As with most American economists, it was Europe that was the most important international connection. However, Samuelson's connections with Japan were also to be very important for him, the crucial link being his close friend from his Harvard days, Shigeto Tsuru. They had completely lost con­tact, but he needed to get in touch because he had been looking after Tsuru's affairs since his abrupt departure from Harvard in 1942.d News came in early 1946 when he attended a talk by John Kenneth Galbraith, who had recently been in Japan. Galbraith told Samuelson that Tsuru “had ceased being a pure Marxian and has entered upon a ‘New Dealer' phase.”15 However, it was not until September that Samuelson learned Tsuru's address from Leontief and wrote to him, explaining that he had tried to be in touch earlier but this had been difficult because people who visited Japan as part of the occupation administration did not stay in one place very long. He had sent a package of books, but it had been returned after spending several months in the western Pacific. Samuelson told the Tsurus of the birth of their daughter, Jane, not­ing that, “Needless to say we are fond and doting parents.”16 He reported on those of their friends who had children, on one divorce, and on developments in Harvard.

Life in Cambridge goes on pretty much the same as always. Harvard now has 300 graduate students and all the courses are very crowded. Haberler, Burbank, Taylor, Chamberlin and all the other professors continue as usual. E. B. Wilson has been retired and Schumpeter, Usher and Black are only a couple of years away from the retirement age.17

Samuelson also explained how the war had affected research in economics.

During the war there was a considerable diminution in economic research except as it referred to war finance and current problems. Consequently most progress was made in the field of Keynesian eco­nomics and fiscal policy. Pretty much everybody who was in active service feels the need to reconvert and catch up.

However salaries in the government are so much better than at universities and the cost of living is up so much that many economists have decided not to return to academic life. (Robert Triffin by the way has gone to work for the Internation[al] Monetary Fund in Washington. He is really a Latin American expert these days. They now have two little boys.)18

Samuelson explained that in 1942, they had tried to collect the money owed to Tsuru, but had been unable to do so. He would try again, for he knew that Tsuru was still owed the money by Harvard and the Coop, and most important, was due a tax refund. Samuelson also told him that he would find “the old janitor on Martin St” to see whether the books were still there. He

d. See chapter 16 this volume. promised to send Tsuru his copies of Kalecki, Ohlin, and Pigou along with books their friends had recently written and a few reprints of his own articles. He had recovered Tsuru’s camera from the U.S. Marshall’s office in Boston, and was intending to take some pictures of Jane with it. Fearing that it was too delicate to post, he asked for advice on how he might send it. He closed by saying that he and Marion often wondered how Shigeto and Masako were getting on, having heard indirectly that Shigeto was writing a book on the United States, and offering to send food: “we shall be making inquiries to see whether we are permitted to send coffee or anything else without a written request.”

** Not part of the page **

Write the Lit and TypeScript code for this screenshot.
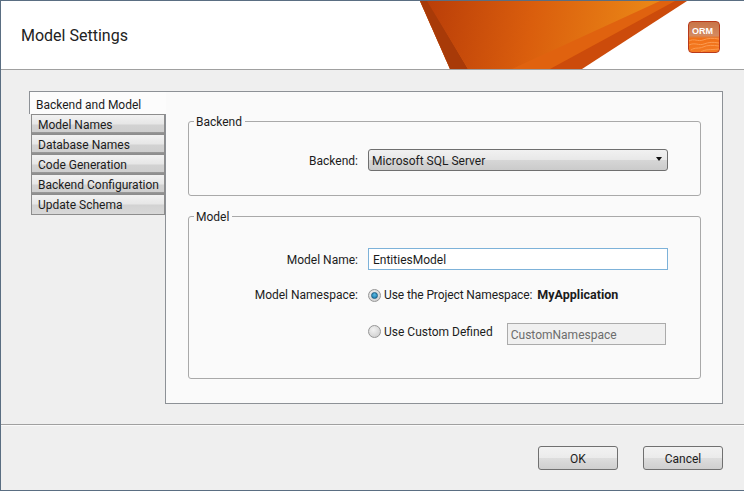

However, this letter did not reach Tsuru and was returned to Samuelson. Contact was made only six months later, when Paul and Marion received a letter from Shigeto written in March 1947. Tsuru reported that he had heard much about Samuelson from economists who came to Japan. He picked out Jerome Cornfield, who had described Samuelson’s article on Keynes in Econometrica as “a masterpiece,” motivating him to write to ask for a copy. He described the shortage of economic literature in Japan.

Generally we still suffer from the literary isolation (excepting, of course, the ubiquitous presence of the Time and the Reader’s Digest), especially of the kind I am keenly interested in, namely the academic economic literature. Anything along this line you could get hold of will be infinitely appreciated if you could send them to me. Lange sent me his recent book on Price Flexibility and Mosak his. And I am wondering whatever happened to your own book which I thought you were on the verge of bringing out some years ago. I also would like to obtain a copy of Metzler’s book if it has come out.19

He went on to summarize his own situation:

In my own case, as you may easily imagine, academic pursuits have been shamefully neglected for the past five years. But somehow I am attracted again to that darkest of dark sciences.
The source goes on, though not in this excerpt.